- Course: Main Course
- Total Time: Under 15 Minutes
- Skill Level: Easy
- Cost: Moderate
- Favorited: 9 Times
(Grilled Cheese with Smoked Salmon on Brioche)
Once you understand the principle of putting together a croquet monsieur, there’s no limit to the combinations you can come up with. The grilled cheese and smoked salmon sandwich was inspired by Eric Ripert, the uberchef of Le Bernardin in Manhattan. There are many possibilities for smoked salmon here—Irish, Norwegian, or from Maine. Just be sure it’s cold smoked and thinly sliced.
- 4 thin (no more than ½ inch thick) slices brioche (see Note)
- 1½ tablespoons butter, melted
- 2 ounces thinly sliced smoked salmon (about 6 slices)
- 1 thin slice lemon
- 2 ounces Gruyere cheese, sliced paper-thin (about 8 slices)
- Cooking oil spray
1. Preheat the grill; if your contact grill has a temperature control, preheat the grill to high. Place the drip pan under the front of the grill.
2. Using a pastry brush, brush the slices of brioche on one side with the butter. Place 2 slices of brioche on a work surface, buttered side down. Arrange the salmon slices on top, trimming them so that they come just to the edges of the bread. Place the salmon trimmings in the center of the sandwiches.

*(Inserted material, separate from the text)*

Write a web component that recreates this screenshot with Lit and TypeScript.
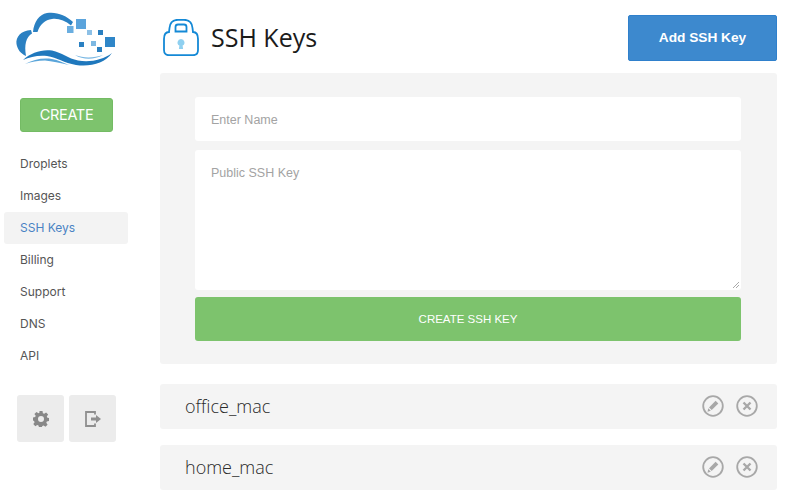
import { LitElement, html, css, svg } from "lit";
import { customElement } from "lit/decorators.js";

const logo = svg`<svg class="logo" width="120" height="60" viewBox="0 12 120 60" fill="none">
  <path d="M31 30 C21 30.500 15.500 37 16.500 44 C17.500 49.500 20.500 53.500 26 56 C25 50 25 46 26 42 C27 38 29 35.500 32 33.500 Z" fill="#2a80c2"/>
  <path d="M33 32 C34 22 39 14.500 47 13 C56 11.500 66 15 73 22 L71 25.500 C65 20.500 58 18 52 19 C45 20 40 24 37.500 32 Z" fill="#2a80c2"/>
  <path d="M23 60 C31 52.500 42 49 52 50.500 C62 52.500 68 58.500 78 60.500 C90 62.500 103 60 112 53 C105 63.500 90 67 76 65 C64 63 57 57.500 47 56 C38 55 30 57 23 60 Z" fill="#1f78bd"/>
  <path d="M25 64 C33 59.500 43 57.500 52 59 C58 60 63 62.500 69 65 C60 63 52 61 45 60.500 C38 60.500 31 62 25 64 Z" fill="#5aa5da"/>
  <path d="M75 55 C84 58.500 94 58 103 55 C94 60 83 60 75 55 Z" fill="#7ab8e4"/>
  <rect x="67" y="26" width="6.500" height="7" fill="#6aaee0"/><rect x="76" y="19" width="10" height="10" fill="#5ba4dc"/>
  <rect x="87" y="30" width="5" height="5" fill="#8dc0e6"/><rect x="98" y="30" width="5" height="5" fill="#2a7fc0"/>
  <rect x="79" y="42" width="5" height="5" fill="#2a80c2"/><rect x="91" y="41" width="5" height="5" fill="#7db8e2"/>
  <rect x="105" y="37" width="10" height="10" fill="#2f86c8"/><rect x="97" y="47" width="5" height="5" fill="#2a7fc0"/>
</svg>`;

const lock = svg`<svg width="36" height="37" viewBox="0 0 36 37" fill="none">
  <path d="M1 20 C1 15 3 13 6 13 L6.500 9 C7 3 10 .8 15 .8 H21 C26 .8 29 3 29.500 9 L30 13 C33 13 35 15 35 20 V31 C35 34.500 33 36.200 30 36.200 H6 C3 36.200 1 34.500 1 31 Z" stroke="#1489d6" stroke-width="1.800" fill="#fff"/>
  <path d="M12.500 12.500 V8 C12.500 6.500 13.500 5.500 15 5.500 H21 C22.500 5.500 23.500 6.500 23.500 8 V12.500 Z" stroke="#1489d6" stroke-width="1.800"/>
  <path d="M18 20 a3.500 3.500 0 0 1 1.600 6.600 l0.500 3.400 h-4.200 l0.500 -3.400 a3.500 3.500 0 0 1 1.600 -6.600z" fill="#8fd0f0"/>
</svg>`;

const gear = svg`<svg width="16" height="16" viewBox="0 0 16 16"><path fill="#888" fill-rule="evenodd" d="M6.500 0h3l.4 2.200 1.300.6L13.100 1.500l2 2.100-1.300 1.800.6 1.300 1.600.4v3l-2.200.4-.5 1.300 1.300 1.900-2.100 2-1.900-1.300-1.300.5-.4 1.100h-3l-.4-1.500-1.300-.6-1.900 1.300-2-2.100 1.300-1.800-.6-1.300L0 9.500v-3l2.200-.4.500-1.300L1.400 3l2.100-2 1.900 1.300 1-.5zM8 5a3 3 0 1 0 0 6 3 3 0 0 0 0-6z"/></svg>`;

const exit = svg`<svg width="16" height="16" viewBox="0 0 16 16" fill="none"><path d="M10 3.500V1H1v14h9v-2.500" stroke="#8f8f8f" stroke-width="1.800"/><path d="M6 6.500h5V4l5 4-5 4V9.500H6z" fill="#8f8f8f"/></svg>`;

const pencil = svg`<svg width="22" height="22" viewBox="0 0 22 22" fill="none"><circle cx="11" cy="11" r="9.800" stroke="#a8a8a8" stroke-width="1.800"/><path d="M13.600 5.800l2.700 2.700-6.600 6.600-2.700-2.700z" fill="#a8a8a8"/><path d="M6.300 13.300l2.500 2.500-3.300.9z" fill="#a8a8a8"/></svg>`;

const cross = svg`<svg width="22" height="22" viewBox="0 0 22 22" fill="none"><circle cx="11" cy="11" r="9.800" stroke="#a8a8a8" stroke-width="1.800"/><path d="M7.500 7.500l7 7M14.500 7.500l-7 7" stroke="#a8a8a8" stroke-width="2.400"/></svg>`;

@customElement("app-root")
export class AppRoot extends LitElement {
  static styles = css`
    :host { display: block; width: 800px; height: 504px; background: #fff; overflow: hidden; font-family: "Open Sans", sans-serif; }
    .page { display: flex; height: 504px; }
    .side { width: 160px; flex: none; box-sizing: border-box; padding: 12px 0 0 4px; display: flex; flex-direction: column; }
    .logo { display: block; margin-left: -4px; flex: none; }
    .create { margin: 26px 0 0 16px; width: 93px; height: 34px; box-sizing: border-box; background: #7dc36d; border: 1px solid #74bb64; border-radius: 3px; color: #fff; font: 400 14.500px/31px "Inter", sans-serif; letter-spacing: -0.300px; text-align: center; }
    nav { margin-top: 16px; display: flex; flex-direction: column; width: 124px; }
    nav a { height: 32px; padding-left: 16px; font: 400 12px/31px "Inter", sans-serif; color: #555; border-radius: 3px; }
    nav a.on { background: #f3f3f3; color: #4a83c4; }
    .tools { margin: 23px 0 0 13px; display: flex; gap: 5px; }
    .tool { width: 47px; height: 47px; background: #ececec; border-radius: 3px; display: flex; align-items: center; justify-content: center; }
    main { width: 617px; flex: none; }
    header { height: 73px; display: flex; justify-content: space-between; align-items: flex-start; }
    .title { display: flex; align-items: center; gap: 12px; margin: 18px 0 0 3px; height: 38px; }
    h1 { margin: 0; font: 400 25px/36px "Open Sans", sans-serif; color: #1b1b1b; }
    .add { margin-top: 15px; width: 149px; height: 46px; box-sizing: border-box; background: #3d89ce; border: 1px solid #2f80cc; border-radius: 2px; color: #fff; font: 700 13.700px/44px "Liberation Sans", sans-serif; text-align: center; }
    .panel { background: #f4f4f4; border-radius: 3px; padding: 24px 36px 23px 35px; height: 291px; box-sizing: border-box; display: flex; flex-direction: column; }
    .field { background: #fff; border-radius: 3px; box-sizing: border-box; padding-left: 16px; color: #a3a3a3; font: 400 12.500px "Liberation Sans", sans-serif; }
    .name { height: 44px; line-height: 46px; }
    .key { position: relative; height: 140px; margin-top: 9px; padding-top: 16px; line-height: 15px; }
    .grip { position: absolute; right: 1px; bottom: 1px; }
    .submit { margin-top: 7px; height: 44px; background: #7dc36d; border-radius: 3px; color: #fff; font: 400 11.500px/44px "Liberation Sans", sans-serif; text-align: center; }
    .row { background: #f4f4f4; border-radius: 3px; height: 45px; margin-top: 20px; display: flex; align-items: center; padding: 0 19px 2px 25px; box-sizing: border-box; }
    .row + .row { margin-top: 16px; }
    .row span { flex: 1; font: 300 18px "Open Sans", sans-serif; color: #2a2a2a; }
    .row svg { margin-left: 12px; display: block; }
  `;

  render() {
    const items = ["Droplets", "Images", "SSH Keys", "Billing", "Support", "DNS", "API"];
    return html`<div class="page">
      <aside class="side">
        ${logo}
        <div class="create">CREATE</div>
        <nav>${items.map((i) => html`<a class=${i === "SSH Keys" ? "on" : ""}>${i}</a>`)}</nav>
        <div class="tools"><div class="tool">${gear}</div><div class="tool">${exit}</div></div>
      </aside>
      <main>
        <header>
          <div class="title">${lock}<h1>SSH Keys</h1></div>
          <div class="add">Add SSH Key</div>
        </header>
        <section class="panel">
          <div class="field name">Enter Name</div>
          <div class="field key">Public SSH Key
            <svg class="grip" width="8" height="8" viewBox="0 0 8 8"><path d="M1 7l6-6M4 7l3-3" stroke="#aaa"/></svg>
          </div>
          <div class="submit">CREATE SSH KEY</div>
        </section>
        <div class="row"><span>office_mac</span>${pencil}${cross}</div>
        <div class="row"><span>home_mac</span>${pencil}${cross}</div>
      </main>
    </div>`;
  }
}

3. Seed the lemon slice and remove and discard the rind. Finely chop the lemon, then sprinkle it over the salmon, dividing it evenly between the 2 sandwiches. Arrange the slices of Gruyere on top, trimming them so that they come just to the edges of the bread. Place the cheese trimmings in the center of the sandwiches. Place the remaining 2 slices of brioche on top buttered side up.
4. When ready to cook, lightly coat the grill surface with cooking oil spray. Using a spatula, transfer the sandwiches to the hot grill and gently close the lid. Grill the sandwiches until the bread is browned and crisp and the cheese is melted, about 5 minutes.
Note: Ripert would use brioche, a French bread rich in butter and eggs. French bakeries frequently sell brioche in loaf form. If not, look for it in the familiar tete—head—shape, which you can cut into slices. In a pinch, you could substitute thinly sliced challah or sandwich bread.